- _Supplied entries_
--- begin ---

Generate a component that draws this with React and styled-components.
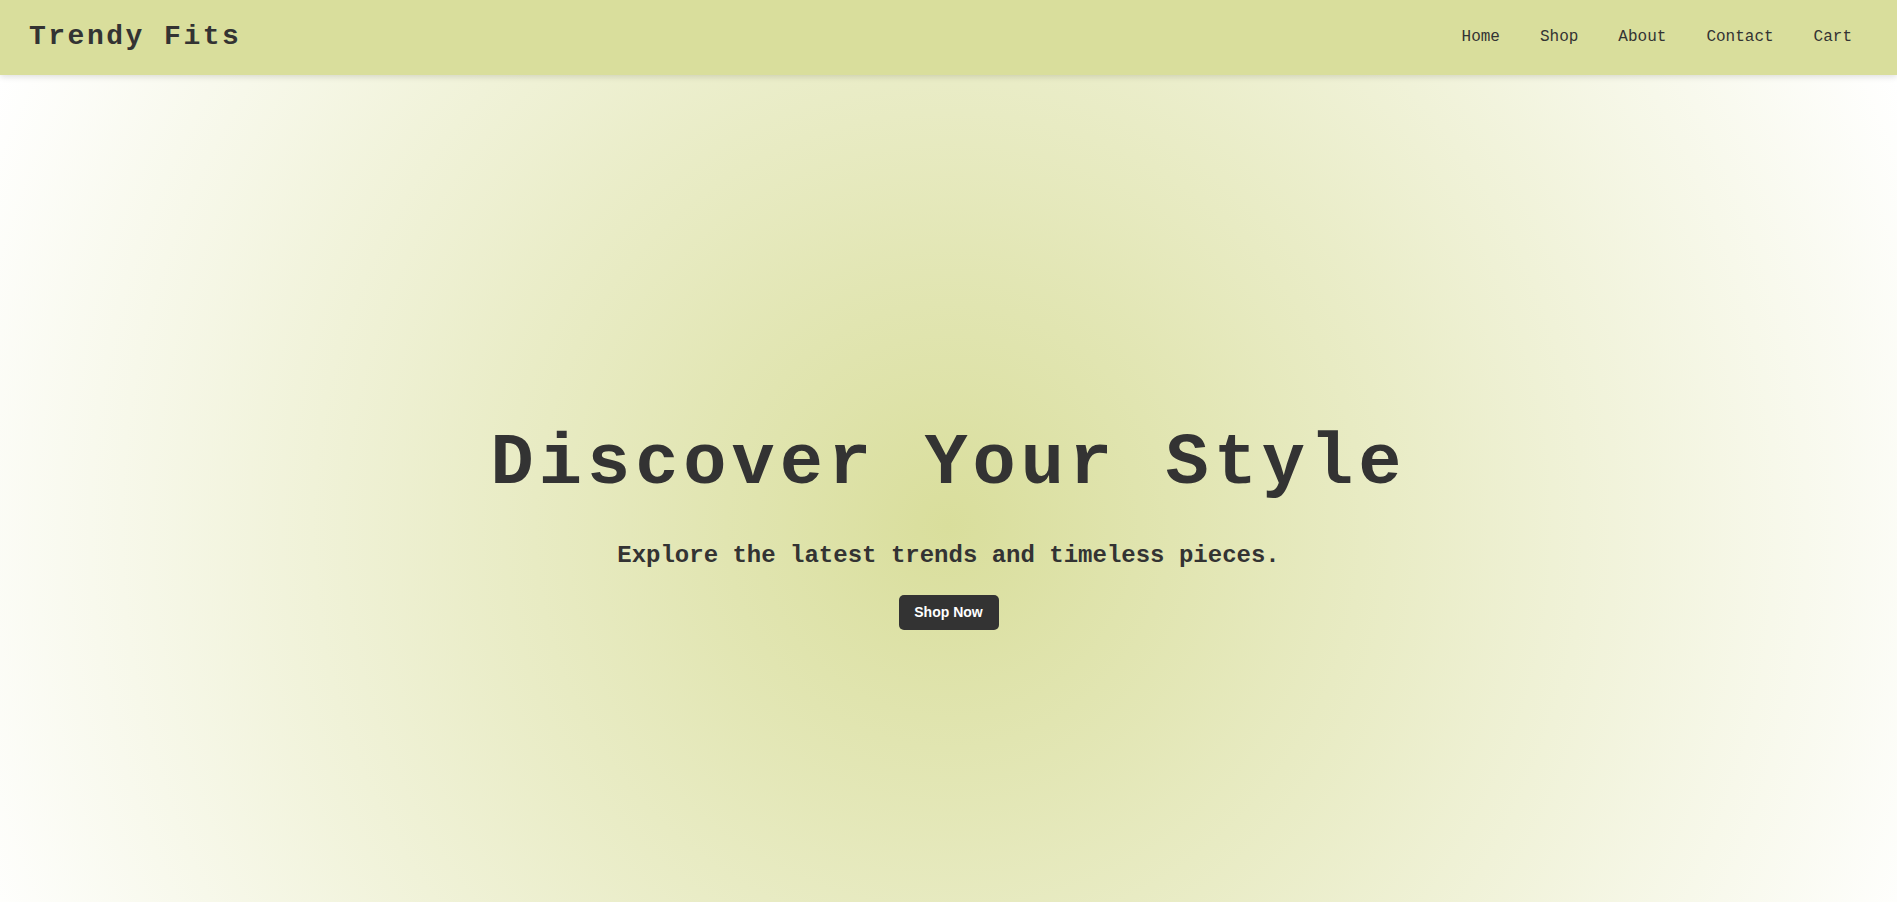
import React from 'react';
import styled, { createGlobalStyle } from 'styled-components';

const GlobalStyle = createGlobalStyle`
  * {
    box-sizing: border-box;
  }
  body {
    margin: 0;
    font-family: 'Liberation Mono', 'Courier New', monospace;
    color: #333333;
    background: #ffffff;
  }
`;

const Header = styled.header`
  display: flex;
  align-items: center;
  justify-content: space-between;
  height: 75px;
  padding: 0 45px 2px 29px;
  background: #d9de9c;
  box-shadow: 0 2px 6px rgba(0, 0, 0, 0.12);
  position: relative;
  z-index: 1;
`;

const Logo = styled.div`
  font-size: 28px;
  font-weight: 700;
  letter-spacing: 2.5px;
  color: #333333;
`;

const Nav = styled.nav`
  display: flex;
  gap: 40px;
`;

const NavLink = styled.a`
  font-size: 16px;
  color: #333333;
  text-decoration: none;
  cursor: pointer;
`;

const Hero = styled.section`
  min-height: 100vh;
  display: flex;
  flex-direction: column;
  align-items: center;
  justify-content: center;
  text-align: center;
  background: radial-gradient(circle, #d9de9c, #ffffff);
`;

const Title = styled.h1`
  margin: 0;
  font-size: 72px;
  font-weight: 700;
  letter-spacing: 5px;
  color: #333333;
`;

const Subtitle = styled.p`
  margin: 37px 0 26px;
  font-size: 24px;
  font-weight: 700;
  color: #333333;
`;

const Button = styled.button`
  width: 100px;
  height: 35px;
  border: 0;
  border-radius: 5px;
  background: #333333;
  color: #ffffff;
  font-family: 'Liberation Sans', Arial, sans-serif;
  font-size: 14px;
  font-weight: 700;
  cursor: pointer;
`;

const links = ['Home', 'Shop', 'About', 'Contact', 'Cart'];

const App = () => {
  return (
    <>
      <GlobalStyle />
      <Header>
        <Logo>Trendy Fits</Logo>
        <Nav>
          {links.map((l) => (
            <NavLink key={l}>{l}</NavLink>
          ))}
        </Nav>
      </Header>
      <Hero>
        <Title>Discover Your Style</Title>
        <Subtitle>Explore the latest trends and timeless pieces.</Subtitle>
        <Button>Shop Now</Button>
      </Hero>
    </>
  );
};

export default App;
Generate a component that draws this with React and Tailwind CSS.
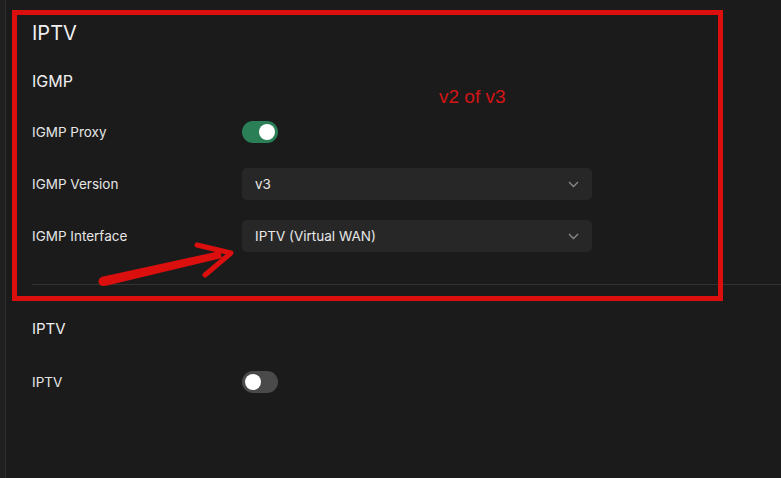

--- end ---

- _Set task_
Leave out the pictures and copy every record above exactly.

- _Task output_
Generate a component that draws this with React and styled-components.
import React from 'react';
import styled, { createGlobalStyle } from 'styled-components';

const GlobalStyle = createGlobalStyle`
  * {
    box-sizing: border-box;
  }
  body {
    margin: 0;
    font-family: 'Liberation Mono', 'Courier New', monospace;
    color: #333333;
    background: #ffffff;
  }
`;

const Header = styled.header`
  display: flex;
  align-items: center;
  justify-content: space-between;
  height: 75px;
  padding: 0 45px 2px 29px;
  background: #d9de9c;
  box-shadow: 0 2px 6px rgba(0, 0, 0, 0.12);
  position: relative;
  z-index: 1;
`;

const Logo = styled.div`
  font-size: 28px;
  font-weight: 700;
  letter-spacing: 2.5px;
  color: #333333;
`;

const Nav = styled.nav`
  display: flex;
  gap: 40px;
`;

const NavLink = styled.a`
  font-size: 16px;
  color: #333333;
  text-decoration: none;
  cursor: pointer;
`;

const Hero = styled.section`
  min-height: 100vh;
  display: flex;
  flex-direction: column;
  align-items: center;
  justify-content: center;
  text-align: center;
  background: radial-gradient(circle, #d9de9c, #ffffff);
`;

const Title = styled.h1`
  margin: 0;
  font-size: 72px;
  font-weight: 700;
  letter-spacing: 5px;
  color: #333333;
`;

const Subtitle = styled.p`
  margin: 37px 0 26px;
  font-size: 24px;
  font-weight: 700;
  color: #333333;
`;

const Button = styled.button`
  width: 100px;
  height: 35px;
  border: 0;
  border-radius: 5px;
  background: #333333;
  color: #ffffff;
  font-family: 'Liberation Sans', Arial, sans-serif;
  font-size: 14px;
  font-weight: 700;
  cursor: pointer;
`;

const links = ['Home', 'Shop', 'About', 'Contact', 'Cart'];

const App = () => {
  return (
    <>
      <GlobalStyle />
      <Header>
        <Logo>Trendy Fits</Logo>
        <Nav>
          {links.map((l) => (
            <NavLink key={l}>{l}</NavLink>
          ))}
        </Nav>
      </Header>
      <Hero>
        <Title>Discover Your Style</Title>
        <Subtitle>Explore the latest trends and timeless pieces.</Subtitle>
        <Button>Shop Now</Button>
      </Hero>
    </>
  );
};

export default App;
Generate a component that draws this with React and Tailwind CSS.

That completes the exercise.